Black Elk
In its heyday of producing movies set in the west it was customary for Hollywood to portray Indians as measuring time by the passage of summers, or full moons for shorter periods. In fact the Sioux measured the years by the passage of winters, and Black Elk, according to Lakota tradition, was born in the winter when the “four Crows were killed on the Tongue River.” The Crows referred to are not birds, but members of the Crow tribe, traditional enemies of the Lakota. The winter refers to the winter of 1863, and Black Elk was likely born in what is now Wyoming.
He was both a mystic, what was known as a medicine man, and a warrior. Black Elk was prone to having visions beginning as a young boy, and throughout his life these visions would shape his opinions of what was best for the Lakota and for the rest of the Sioux nation. As a healer and medicine man Black Elk’s influence among the Sioux was strong among the warriors and children, but less so with the tribal leaders, including Crazy Horse, who was often dismissive of the visions described by Black Elk. Black Elk was present at the Little Big Horn, but not engaged as a warrior, and his later descriptions of the battle changed over time.

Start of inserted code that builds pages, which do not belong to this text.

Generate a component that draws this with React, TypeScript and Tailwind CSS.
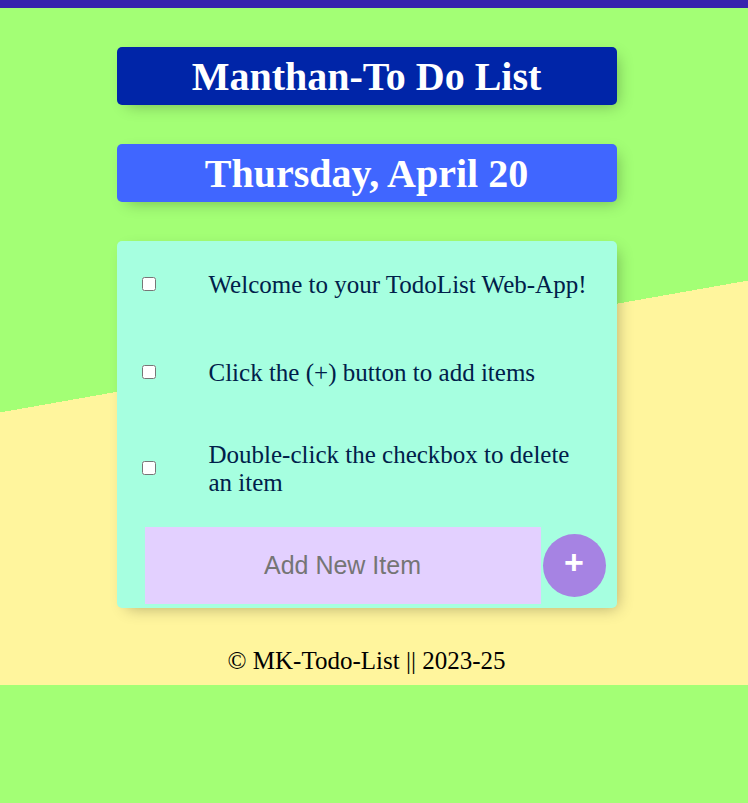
import { useState } from "react"

const initialItems = [
  "Welcome to your TodoList Web-App!",
  "Click the (+) button to add items",
  "Double-click the checkbox to delete an item",
]

export default function App() {
  const [items, setItems] = useState(initialItems)
  const [text, setText] = useState("")

  const addItem = (e: React.FormEvent) => {
    e.preventDefault()
    if (!text.trim()) return
    setItems([...items, text.trim()])
    setText("")
  }

  return (
    <div className="min-h-screen bg-[#a3ff75] border-t-8 border-[#3724ad] font-['Liberation_Serif',serif]">
      {/* gradient section, repeats green below */}
      <div className="bg-[linear-gradient(170deg,#a3ff75_50%,#fff59d_50%)] pt-[39px] pb-[10px] pr-[15px]">
        <div className="mx-auto w-[500px] flex flex-col gap-[39px]">
          <div className="h-[58px] rounded-[5px] bg-[#0025a8] flex items-center justify-center shadow-[5px_5px_15px_-5px_rgba(0,0,0,0.3)]">
            <h1 className="text-[40px] font-bold text-white leading-none pt-[2px]">Manthan-To Do List</h1>
          </div>
          <div className="h-[58px] rounded-[5px] bg-[#4066ff] flex items-center justify-center shadow-[5px_5px_15px_-5px_rgba(0,0,0,0.3)]">
            <h1 className="text-[40px] font-bold text-white leading-none pt-[2px]">Thursday, April 20</h1>
          </div>

          <div className="rounded-[5px] bg-[#a6ffe0] pb-[4px] shadow-[5px_5px_15px_-5px_rgba(0,0,0,0.3)]">
            {items.map((item, i) => (
              <div key={i} className="min-h-[88px] flex items-center">
                <input
                  type="checkbox"
                  onDoubleClick={() => setItems(items.filter((_, j) => j !== i))}
                  className="ml-[25px] m-0 w-[14px] h-[14px] shrink-0 -translate-y-[1px]"
                />
                <p className="flex-1 pl-[53px] pr-[24px] py-[24px] text-[25px] leading-[28px] text-[#00204a]">{item}</p>
              </div>
            ))}

            <form onSubmit={addItem} className="mt-[6px] flex items-center">
              <input
                type="text"
                value={text}
                onChange={(e) => setText(e.target.value)}
                placeholder="Add New Item"
                className="ml-[28px] w-[396px] h-[77px] bg-[#e3d0ff] text-center text-[25px] font-['Liberation_Sans',Arial,sans-serif] text-[#00204a] placeholder:text-[#757575] outline-none"
              />
              <button
                type="submit"
                className="ml-[2px] w-[63px] h-[63px] rounded-full bg-[#a683e3] text-white text-[34px] font-bold leading-none pb-[8px] font-['Liberation_Sans',Arial,sans-serif] flex items-center justify-center"
              >
                +
              </button>
            </form>
          </div>
        </div>

        <footer className="mt-[39px] text-center text-[25px] leading-[28px] text-black">
          © MK-Todo-List || 2023-25
        </footer>
      </div>
    </div>
  )
}
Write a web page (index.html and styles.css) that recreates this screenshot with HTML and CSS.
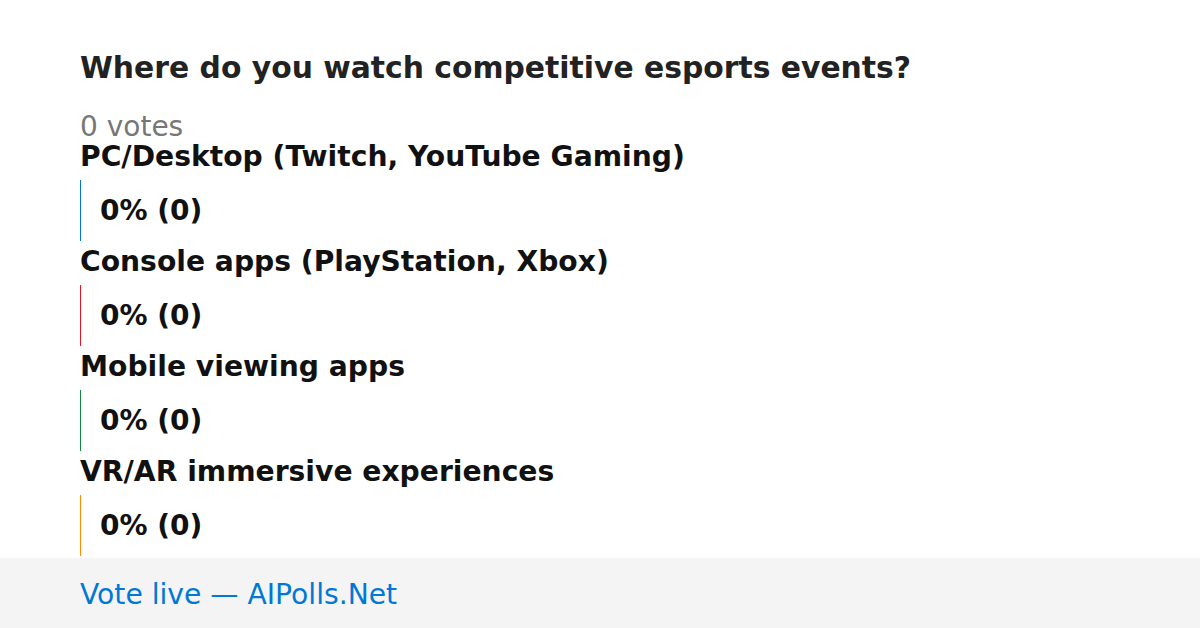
FILE: index.html
```html
<!DOCTYPE html>
<html>
  <head>
    <title>poll</title>
    <link rel="stylesheet" href="styles.css">
  </head>

  <body>
    <div class="poll">
      <h1 class="poll-title">Where do you watch competitive esports events?</h1>
      <div class="votes">0 votes</div>

      <div class="option">
        <div class="option-label">PC/Desktop (Twitch, YouTube Gaming)</div>
        <div class="bar bar-blue">0% (0)</div>
      </div>

      <div class="option">
        <div class="option-label">Console apps (PlayStation, Xbox)</div>
        <div class="bar bar-red">0% (0)</div>
      </div>

      <div class="option">
        <div class="option-label">Mobile viewing apps</div>
        <div class="bar bar-green">0% (0)</div>
      </div>

      <div class="option">
        <div class="option-label">VR/AR immersive experiences</div>
        <div class="bar bar-orange">0% (0)</div>
      </div>
    </div>

    <div class="footer">Vote live — AIPolls.Net</div>
  </body>
</html>
```

FILE: styles.css
```css
/* page */
body {
  margin: 0;
  background-color: #fff;
  font-family: "DejaVu Sans", Verdana, sans-serif;
  width: 1200px;
  height: 628px;
  overflow: hidden;
  display: flex;
  flex-direction: column;
}

.poll {
  padding: 50px 80px 0 80px;
  height: 507px;
  box-sizing: border-box;
}

.poll-title {
  margin: 0;
  font-size: 29.8px;
  line-height: 36px;
  font-weight: bold;
  color: #222;
}

.votes {
  margin-top: 27px;
  font-size: 28px;
  line-height: 28px;
  color: #777;
}

/* options */
.option {
  margin-bottom: 5px;
}

.option-label {
  font-size: 28.2px;
  line-height: 32px;
  font-weight: bold;
  color: #111;
}

.bar {
  margin-top: 7px;
  height: 61px;
  display: flex;
  align-items: center;
  padding-left: 19px;
  border-left: 1px solid #0078d4;
  font-size: 28px;
  font-weight: bold;
  color: #111;
}

.bar-blue {
  border-left-color: #0078d4;
}

.bar-red {
  border-left-color: #e81123;
}

.bar-green {
  border-left-color: #10893e;
}

.bar-orange {
  border-left-color: #ff8c00;
}

/* footer */
.footer {
  margin-top: auto;
  height: 70px;
  box-sizing: border-box;
  padding: 4px 0 0 80px;
  line-height: 66px;
  background-color: #f4f4f4;
  font-size: 28.2px;
  color: #0078d4;
}
```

Black Elk traveled to Canada with Sitting Bull’s followers, later returning to American territory and the Pine Ridge reservation in 1881. In 1886 he joined Buffalo Bill’s Travelling Wild West Show on a trip to England after some appearances in the United States. He was back at Pine Ridge by 1889, and joined the Ghost Shirt movement espoused by Sitting Bull. The Ghost Shirts believed that their rituals would create a spiritual force which would drive the whites off the Sioux lands, and when concerned US authorities moved to arrest some of the movement’s leaders it led to the death of Sitting Bull. Two weeks following his death Black Elk was injured trying to retaliate following the Battle of Wounded Knee.
Black Elk surrendered for the final time shortly after and returned to Pine Ridge, where he converted to Catholicism, under the name of Nicholas Black Elk. His first wife was a Catholic but Black Elk did not convert to Catholicism until after her death in 1903. He remarried in 1905, to a widow with two children with whom he had three more children. Between his two marriages he was the father of six, and stepfather of two. In the 1930s he began producing a show along the lines of those presented by Buffalo Bill. It was held in the Black Hills, and presented the peaceful culture of the Lakota, rather than the warrior culture depicted elsewhere.
Late in life Black Elk dictated many of his visions and his interpretations of them to several writers, the most prominent result of which is the book Black Elk Speaks written by John Neihardt, although Black Elk’s words were interpreted by Black Elk’s son and recorded and edited by Neihardt’s daughter. Black Elk could not correct the final result. The book has been frequently cited as a source for studying and understanding the spirituality of the Sioux and the American Indian generally, particularly by proponents of the American Indian Movement (AIM). Black Elk died in 1950.